To Kerry, a new recruit is sure to become just another idiot
stuck in some weird-ass country, doing pointless crap for no good reason. It would be so much better if you joined another part of the government, where you could get paid to do nothing, get a sweet pension, and be a slave to comfort. (Or you could just marry the heir to a condiment fortune! He should rename his yacht
Thank You, Ketchup
.) I don’t know if Kerry, an experienced warrior himself, meant to denigrate the military, but he denigrated the mind-set that would drive you to join the military. He could not believe that someone would make that choice because they saw it as an amazing opportunity. He thinks they must have thought it was the only option they had once they realized they had nothing left. What a condescending way to look at millions of really brave people. And what a simplistic mind-set from one of our leaders. Who, as I write this sentence, is pleading for an attack on Syria.

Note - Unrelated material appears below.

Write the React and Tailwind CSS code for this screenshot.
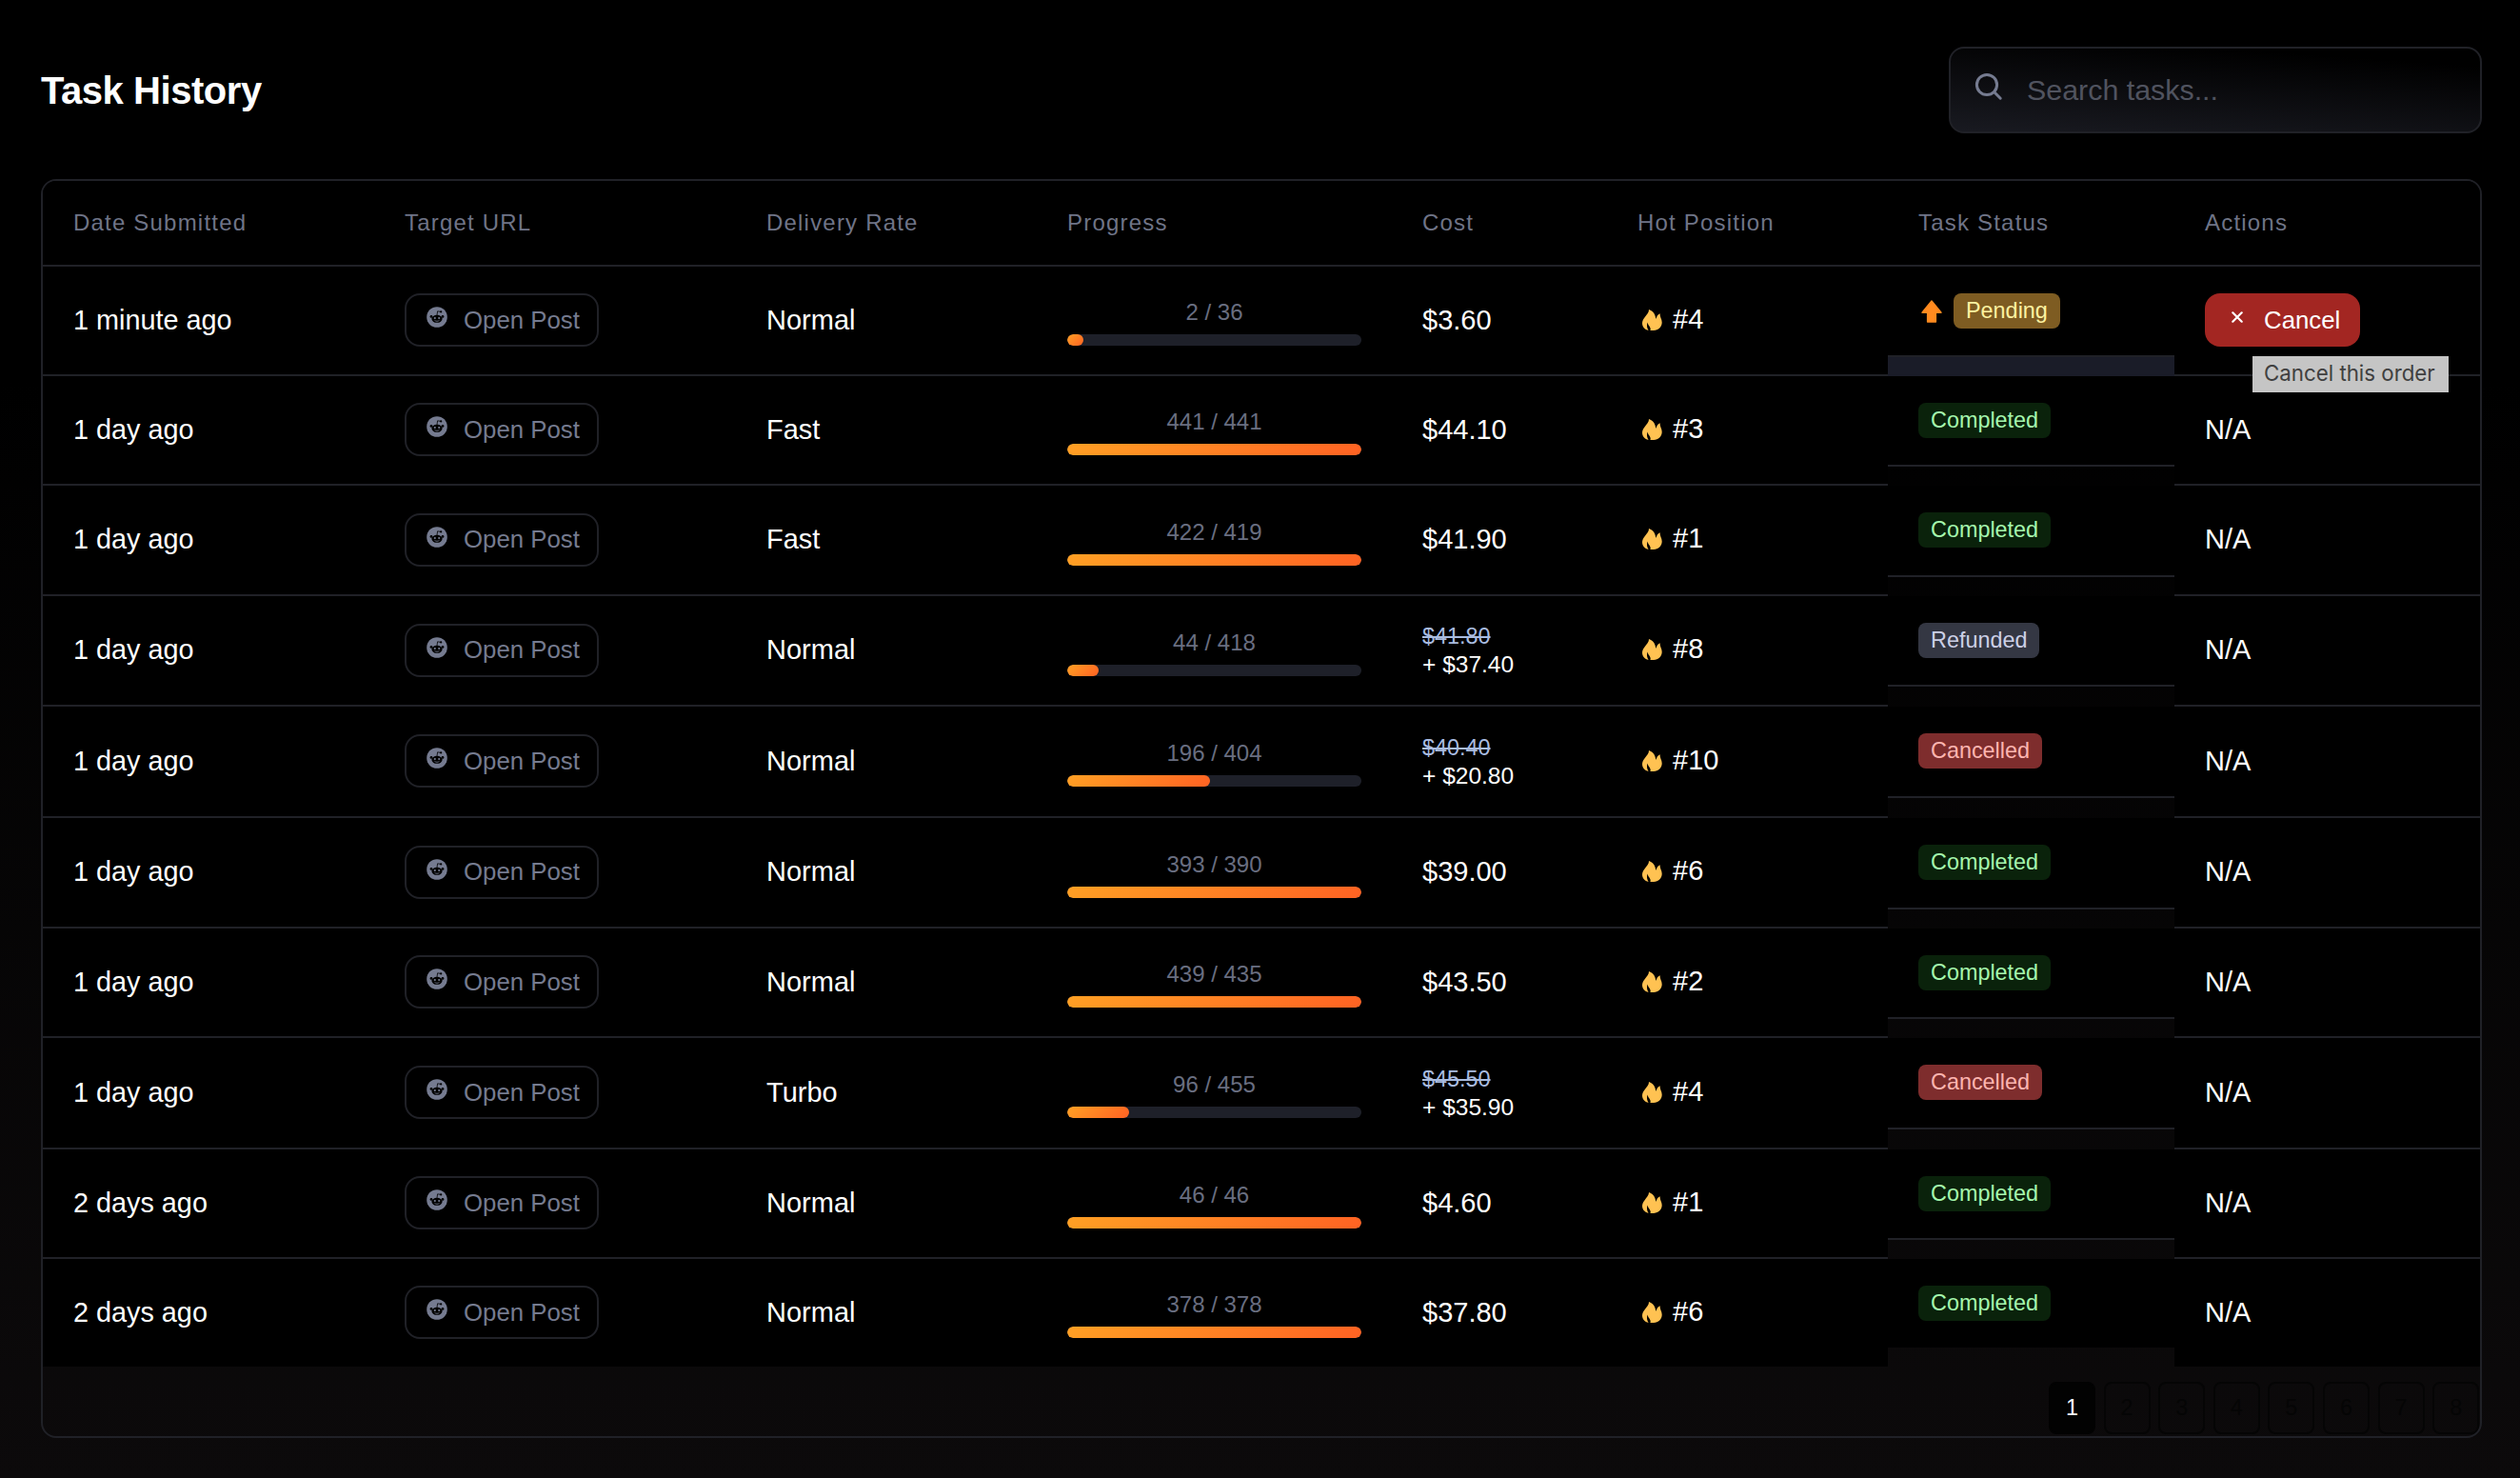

Kerry places education as a polar opposite to the military. Our current secretary of state has embraced the falsehood that education in a classroom is somehow superior to the education you gain in the military or on the battlefield. I can tell you this: I learned almost
nothing
at college that didn’t involve alcohol poisoning. But I wonder, after working with veterans in various capacities over the last twenty-five years, if I would have been better off enlisting and actually learning something real about the world (and more important, myself). There’s the possibility I would have been rejected (I have flat feet and a vestigial tail), and I’ll never know what I’d be like in war. (I could have been a hero, or deserter, in a burka.) That’s something I regret. (And it’s easy to regret, now, safely, at forty-eight.) As for education, I can’t possibly think of a single thing from my college years that helped me get to where I am today. I was a drunken, stupid embarrassment and, in fact, that was my major
and
minor. (Not much has changed.) I should have majored in being a major.